Yesterday, a couple I don’t know in Minnesota donated the last $400 – our biggest single donation.

candles

candles (Photo credit: rogerglenn)

They gave on behalf of Urban Servant, a blog written by my childhood friend Dorothy, who has adopted nine of her eleven children, many of whom were damaged in utero by booze. If there were no Dorothy, there would be nine more needy, little people dropping through the system like metal balls in a game of mousetrap.

But there is a Dorothy and she is a beacon. This woman has 13 mouths to feed thrice daily, yet she made time to blog about us in such a compelling way, people I don’t know made a sizable gift in her name.

This is how God works. After we agree to serve Him, He uses us like melodies in other people’s songs.

When we get less selfish with our time, our money and our hands, when we accept that we don’t know what we’re doing and may mess things up, when we engage one another in sometimes slow and inefficient ways, that’s when the light shines through us and people can see it. Then the world is a little less dark.

I’m grateful for all of you. Happy New Year.

Fight Sex Trafficking – Out the Johns

Soi Cowboy, a red-light district in Bangkok

Soi Cowboy. (Photo credit: Wikipedia)

Years ago, I was walking through a bustling red light district in Thailand. Crowded bars and the occasional elephant lined the fluorescent pink streets, and young girls stood in doorways promising sex shows involving a surprising array of implements.

Just then, a florid, middle-aged white guy wearing a teenage Asian girl on his arm walked by, parading down the street like landed gentry strolling in a rose garden.

“What a dick,” I thought. “He would never get away with that in Germany, but in Thailand he thinks he’s hot, like nobody knows he paid for it.”

Then I promptly did nothing. Because what can you do?

Though prostitution is technically illegal in Thailand, it is a robust industry that, studies say, produces $4.3 billion per year. Not surprisingly, The UN considers Thailand, with its porous borders, a hotbed of human trafficking.

Prostitution and human trafficking are not necessarily the same thing, but they are definitely kissing cousins. Thank God counter-trafficking groups rescue people and pursue legislation in economically unstable regions where women lack even cursory legal status, but I wonder:

Who is prosecuting the dick with the underage girl on his arm?

Isn’t our “what-happens-in-Vegas-stays-in-Vegas” attitude equally liable for what is now the world’s third largest organized crime?

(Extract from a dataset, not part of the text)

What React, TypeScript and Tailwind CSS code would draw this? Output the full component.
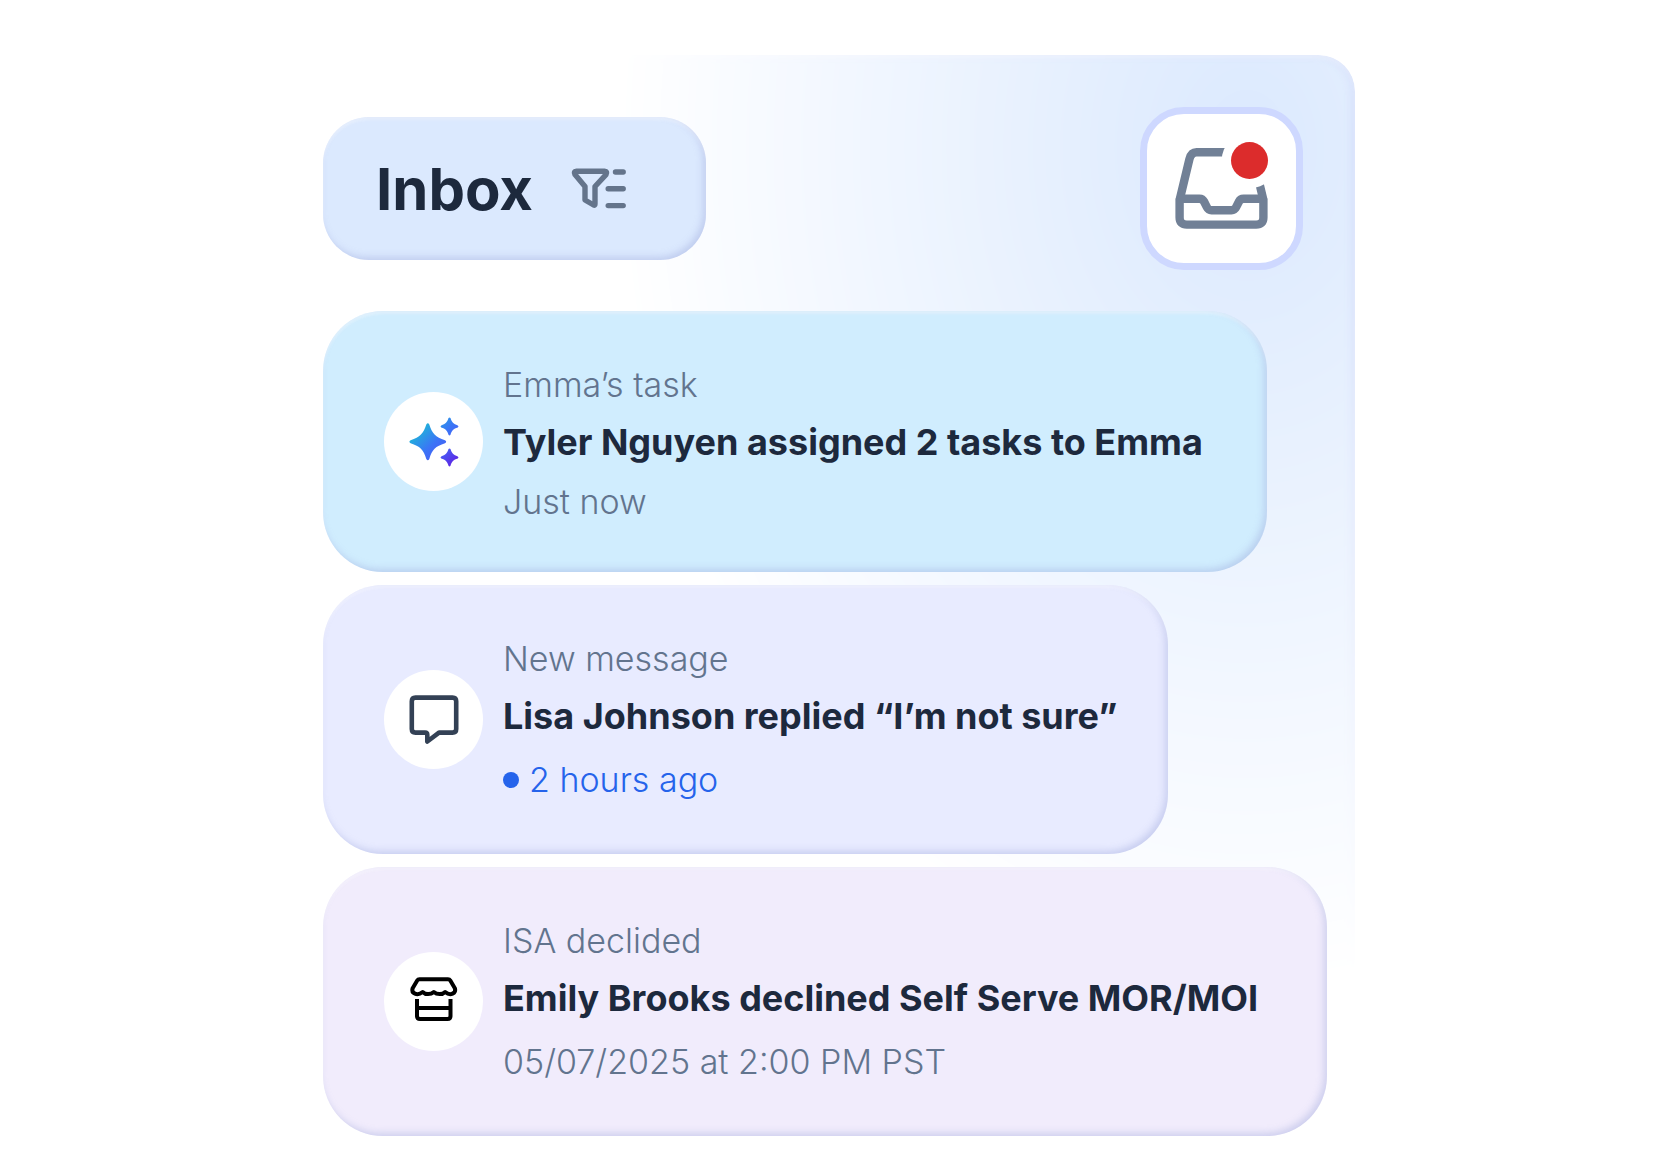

In 1999 the Swedish government passed a law acknowledging that a country cannot resolve its human trafficking problem without first addressing the demand for prostitution – not supply, demand.

Photo Credit: Wikipedia

Ten years later, the Swedes studied the law’s impact and found street prostitution had dropped by half with no evidence it had just moved indoors or online. In addition, fewer men said they purchased sexual services. Even the police agreed, the law worked and in 2010 Sweden was the only country in Europe where prostitution and sex trafficking had not increased.

The success of Swedish law, now called the Nordic Model, lies not so much in penalizing men, but in outing them – removing the invisibility of the behavior. Countries where the customer fears the loss of his anonymity are unappealing to pimps and traffickers.

US law enforcement is exposing Johns too. In January, New York City police arrested 195 people, including johns, and seized 55 vehicles, as part of Operation Losing Proposition.  In May, Manhattan’s D.A. charged 14 men with soliciting prostitution after a crackdown on a sex trafficking ring, where pimps tattooed bar codes on womens’ necks. During the bust one of the men was overheard asking an investigator, “Does my wife have to find out about this?”

People love to call prostitution a victimless crime – a commodity transaction between adults. However, in our culture which flirts regularly with shamelessness, getting caught soliciting sex is still deeply shameful  (think Hugh Grant and George Michael).  It’s easy to rationalize selfish impulses until organizations like WomensLaw.org show up with data like this:

Prostitutes are 40 times more likely to die than non-prostitutes.

Sixty-eight percent of prostituted women meet the criteria for post-traumatic stress disorder (PTSD) in the same range as combat veterans and victims of torture.

Studies show that 75 to 95% of all prostitutes were sexually abused as children.

 Kevin Ryan CEO of Covenant House, the largest privately funded agency serving runaway, homeless and trafficked youth in the Americas, says, “We need a 21st century abolitionist movement to end the trafficking of women and children, and it must include a robust front in the war against demand.”